Ты перенесть меня вели

В наш сад, в то место, где цвели

Акаций белых два куста...

Трава меж ними так густа

И свежий воздух так душист,

И так прозрачно золотист

Играющий на солнце лист!

Как живо всё! Как ощутимо!
Краски: белый цвет кустов, голубое небо, золотистый лист. Пробуждение земли от глухого сна отчаяния, гармония природы, желание самого героя уснуть в гармонии, примирить свой внутренний мир с внешним – просветляет конец поэмы. Гармония, пусть мысленная, должна воцариться:

 

И с этой мыслью я усну,

И никого не прокляну!

 

Окончен жизненный путь героя, поэма завершается смертью. Символический смысл подтверждается и тем, что реальный человек, послуживший прототипом Мцыри, после неудачных побегов остался жить в монастыре. А Лермонтов вложил в реальный образ иное понимание. «А на вершине остроконечной горы виднелся монастырь. Монастырь был пуст. Лермонтов нашел в нем одинокого монаха, старого монастырского служку. Он разговорился с ним и узнал, что родом он горец, в детстве взятый в плен генералом Ермоловым. Генерал вез его с собой в Тифлис, но мальчик заболел, и генерал оставил его монастырской братии. Тут он и вырос; долго не мог свыкнуться с монастырем, тосковал и делал попытки к бегству в горы. Однажды он убежал; его вернули, но долгая болезнь чуть не свела его в могилу. Выздоровев, он навсегда остался в монастыре» (И. Андронников).

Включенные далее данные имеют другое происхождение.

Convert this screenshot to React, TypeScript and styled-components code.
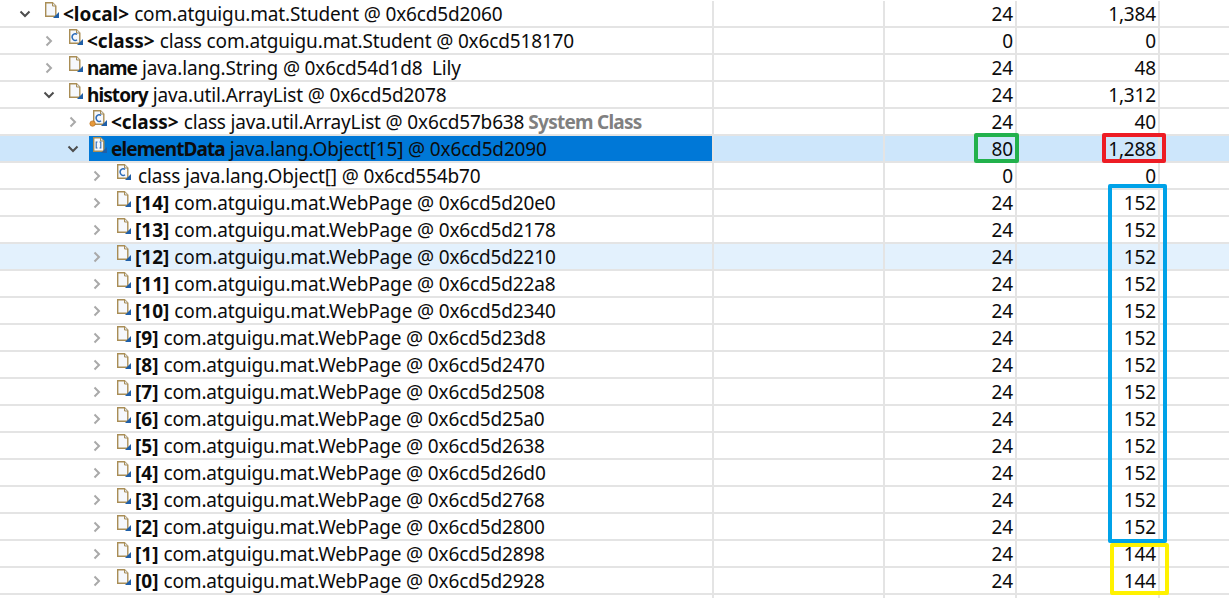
import React from 'react';
import styled, { createGlobalStyle } from 'styled-components';

type IconKind = 'plain' | 'class' | 'system' | 'array';

interface RowData {
	depth: number;
	open?: boolean;
	icon: IconKind;
	name?: string;
	text: string;
	tag?: string;
	shallow: string;
	retained: string;
	tone?: 'selected' | 'hover';
}

const pageRow = (index: number, address: string, retained: string, tone?: 'hover'): RowData => ({
	depth: 3,
	icon: 'plain',
	name: `[${index}]`,
	text: `com.atguigu.mat.WebPage @ ${address}`,
	shallow: '24',
	retained,
	tone,
});

const rows: RowData[] = [
	{ depth: 0, open: true, icon: 'plain', name: '<local>', text: 'com.atguigu.mat.Student @ 0x6cd5d2060', shallow: '24', retained: '1,384' },
	{ depth: 1, icon: 'class', name: '<class>', text: 'class com.atguigu.mat.Student @ 0x6cd518170', shallow: '0', retained: '0' },
	{ depth: 1, icon: 'plain', name: 'name', text: 'java.lang.String @ 0x6cd54d1d8\u00a0\u00a0Lily', shallow: '24', retained: '48' },
	{ depth: 1, open: true, icon: 'plain', name: 'history', text: 'java.util.ArrayList @ 0x6cd5d2078', shallow: '24', retained: '1,312' },
	{ depth: 2, icon: 'system', name: '<class>', text: 'class java.util.ArrayList @ 0x6cd57b638', tag: 'System Class', shallow: '24', retained: '40' },
	{ depth: 2, open: true, icon: 'array', name: 'elementData', text: 'java.lang.Object[15] @ 0x6cd5d2090', shallow: '80', retained: '1,288', tone: 'selected' },
	{ depth: 3, icon: 'class', text: 'class java.lang.Object[] @ 0x6cd554b70', shallow: '0', retained: '0' },
	pageRow(14, '0x6cd5d20e0', '152'),
	pageRow(13, '0x6cd5d2178', '152'),
	pageRow(12, '0x6cd5d2210', '152', 'hover'),
	pageRow(11, '0x6cd5d22a8', '152'),
	pageRow(10, '0x6cd5d2340', '152'),
	pageRow(9, '0x6cd5d23d8', '152'),
	pageRow(8, '0x6cd5d2470', '152'),
	pageRow(7, '0x6cd5d2508', '152'),
	pageRow(6, '0x6cd5d25a0', '152'),
	pageRow(5, '0x6cd5d2638', '152'),
	pageRow(4, '0x6cd5d26d0', '152'),
	pageRow(3, '0x6cd5d2768', '152'),
	pageRow(2, '0x6cd5d2800', '152'),
	pageRow(1, '0x6cd5d2898', '144'),
	pageRow(0, '0x6cd5d2928', '144'),
];

const GlobalStyle = createGlobalStyle`
	html, body {
		margin: 0;
		background: #ffffff;
		overflow: hidden;
	}
	body {
		font-family: "Noto Sans", "Open Sans", sans-serif;
		color: #0c0c0c;
	}
`;

const Table = styled.div`
	position: relative;
	width: 1229px;
	height: 598px;
	padding-top: 1px;
	overflow: hidden;
`;

const Row = styled.div<{ $tone?: string }>`
	display: grid;
	grid-template-columns: 714px 171px 132px 143px 1fr;
	height: 27px;
	background: ${(p) => (p.$tone === 'selected' ? '#cde6fb' : p.$tone === 'hover' ? '#e3f1fd' : 'transparent')};
`;

const Cell = styled.div`
	box-sizing: border-box;
	height: 27px;
	border-right: 2px solid #e4e4e4;
	border-bottom: 2px solid #e4e4e4;
	&:last-child {
		border-right: none;
	}
`;

const NameCell = styled(Cell)<{ $depth: number }>`
	display: flex;
	align-items: center;
	padding-left: ${(p) => 18 + p.$depth * 24}px;
	white-space: nowrap;
	font-size: 19px;
	letter-spacing: -0.15px;
`;

const Twisty = styled.svg`
	flex: none;
	width: 14px;
	height: 14px;
	margin-right: 9px;
`;

const Icon = styled.svg`
	flex: none;
	width: 20px;
	height: 20px;
	margin-top: -5px;
`;

const Label = styled.div<{ $selected?: boolean }>`
	flex: 1;
	display: flex;
	align-items: center;
	align-self: stretch;
	color: #0c0c0c;
	background: ${(p) => (p.$selected ? '#0078d7' : 'transparent')};
`;

const Bold = styled.b<{ $word: boolean }>`
	font-weight: 700;
	letter-spacing: ${(p) => (p.$word ? '-0.9px' : '0')};
	margin-left: 2px;
	margin-right: 5px;
`;

const Plain = styled.span<{ $solo: boolean }>`
	margin-left: ${(p) => (p.$solo ? 5 : 0)}px;
`;

const Tag = styled.b`
	font-weight: 700;
	letter-spacing: -0.75px;
	color: #808080;
	margin-left: 4px;
`;

const NumCell = styled(Cell)`
	font-size: 19px;
	letter-spacing: -0.15px;
	line-height: 27px;
	text-align: right;
	padding-right: 2px;
`;

const Mark = styled.div<{ $color: string; $left: number; $top: number; $w: number; $h: number }>`
	position: absolute;
	box-sizing: border-box;
	left: ${(p) => p.$left}px;
	top: ${(p) => p.$top}px;
	width: ${(p) => p.$w}px;
	height: ${(p) => p.$h}px;
	border: 4px solid ${(p) => p.$color};
	border-radius: 2px;
`;

const TreeTwisty = ({ open }: { open?: boolean }) => (
	<Twisty viewBox="0 0 14 14">
		{open ? (
			<path d="M2.5 4.5 L7 9 L11.5 4.5" fill="none" stroke="#4d4d4d" strokeWidth="2" />
		) : (
			<path d="M4.5 2.5 L9 7 L4.5 11.5" fill="none" stroke="#a9a9a9" strokeWidth="2" />
		)}
	</Twisty>
);

const ObjectIcon = ({ kind }: { kind: IconKind }) => (
	<Icon viewBox="0 0 20 20">
		<path d="M4.7 1.7 H11.5 L14.8 5 V15.3 H4.7 Z" fill="#f6f8fc" stroke="#a98d55" strokeWidth="1.4" />
		<path d="M11.5 1.7 V5 H14.8" fill="#dde6f2" stroke="#a98d55" strokeWidth="1" />
		<path d="M12 17 L18 17 L18 11 Z" fill="#1f5fa8" />
		{kind === 'class' || kind === 'system' ? (
			<path d="M12 6.4 A3 3.4 0 1 0 12 11.8" fill="none" stroke="#2a6ab8" strokeWidth="1.4" />
		) : null}
		{kind === 'array' ? (
			<path d="M8.5 6 H7.2 V12 H8.5 M10.5 6 H11.8 V12 H10.5" fill="none" stroke="#2a6ab8" strokeWidth="1.1" />
		) : null}
		{kind === 'system' ? <circle cx="3.6" cy="14.6" r="2.7" fill="#e69a3c" stroke="#b96f1c" strokeWidth=".7" /> : null}
	</Icon>
);

const App = () => (
	<Table>
		<GlobalStyle />
		{rows.map((row) => (
			<Row key={`${row.depth}-${row.text}`} $tone={row.tone}>
				<NameCell $depth={row.depth}>
					<TreeTwisty open={row.open} />
					<Label $selected={row.tone === 'selected'}>
						<ObjectIcon kind={row.icon} />
						{row.name ? <Bold $word={/^[a-z]/i.test(row.name)}>{row.name}</Bold> : null}
						<Plain $solo={!row.name}>{row.text}</Plain>
						{row.tag ? <Tag>{row.tag}</Tag> : null}
					</Label>
				</NameCell>
				<Cell />
				<NumCell>{row.shallow}</NumCell>
				<NumCell>{row.retained}</NumCell>
				<Cell />
			</Row>
		))}
		<Row>
			<Cell />
			<Cell />
			<Cell />
			<Cell />
			<Cell />
		</Row>
		<Mark $color="#22b14c" $left={974} $top={133} $w={45} $h={30} />
		<Mark $color="#ed1c24" $left={1102} $top={133} $w={64} $h={30} />
		<Mark $color="#00a2e8" $left={1108} $top={184} $w={59} $h={359} />
		<Mark $color="#fff200" $left={1110} $top={543} $w={59} $h={52} />
	</Table>
);

export default App;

Герой же поэмы испытал в жизни уже всё, познал радость и свет, прозрел гармонию природы, отверг это и, чуждый людей и любви, устремился к иллюзорному идеалу. Лермонтов даже не считает нужным развенчивать этот придуманный идеал, тем более что Пушкин уже развенчал его в поэме «Кавказский пленник», изобразив жизнь горского аула, да еще глазами не просто наблюдателя, а тоже – пленника:

 

Но скучен мир однообразный

Сердцам, рождённым для войны,

И часто игры воли праздной

Игрой жестокой смущены.

Нередко шашки грозно блещут

В безумной резвости пиров,

И в прах летят главы рабов,

И в радости младенцы плещут.


Зато для героя «Кавказского пленника» оживает другой идеал, другое бесплотное видение влечет его:

 

Я вижу образ вечно милый;

Его зову, к нему стремлюсь,

Молчу, не вижу, не внимаю;

Тебе в забвенье предаюсь

И тайный призрак обнимаю.

 

Любовь – идеал, но она идеал только потому, что герой любил и страдал безответно. Любовь осталась чистой мечтой. Внешнее и внутреннее сходство поэм Пушкина и Лермонтова очевидно: пленники стремятся к идеалам, оба к придуманным, но Пушкин оставляет своего героя в начале пути, у самого истока. Что будет дальше? Что творится в душе его, какие испытания ему предстоят и как осознает он их? Русский переплывает реку, раз и навсегда отделяя себя от черкесского аула, еще не до конца понимая, что всё это навеки запечатлелось в душе его, как смерть черкешенки младой.

 

Всё мертво... на брегах уснувших

Лишь ветра слышен лёгкий звук,

И при луне, в водах плеснувших

Струистый исчезает круг.

Всё понял он. Прощальным взором

Объемлет он в последний раз

Пустой аул...

 

Пушкин останавливается созерцая, ни слова о чувствах, в одной фразе – весь смысл: «всё понял он». Только намеки, штрихи, подсознательное угадывание объясняют нам пушкинского героя.

 

Текли потоки дождевые –

А пленник, с горной вышины,

Один, за тучей громовою,

Возврата солнечного ждал,

Недосягаемый грозою,

И бури немощному вою

С какой-то радостью внимал.

 

Радостно внимал буре пушкинский герой, а позже герой Лермонтова познает мгновенное, упоительное родство бурного сердца и грозы.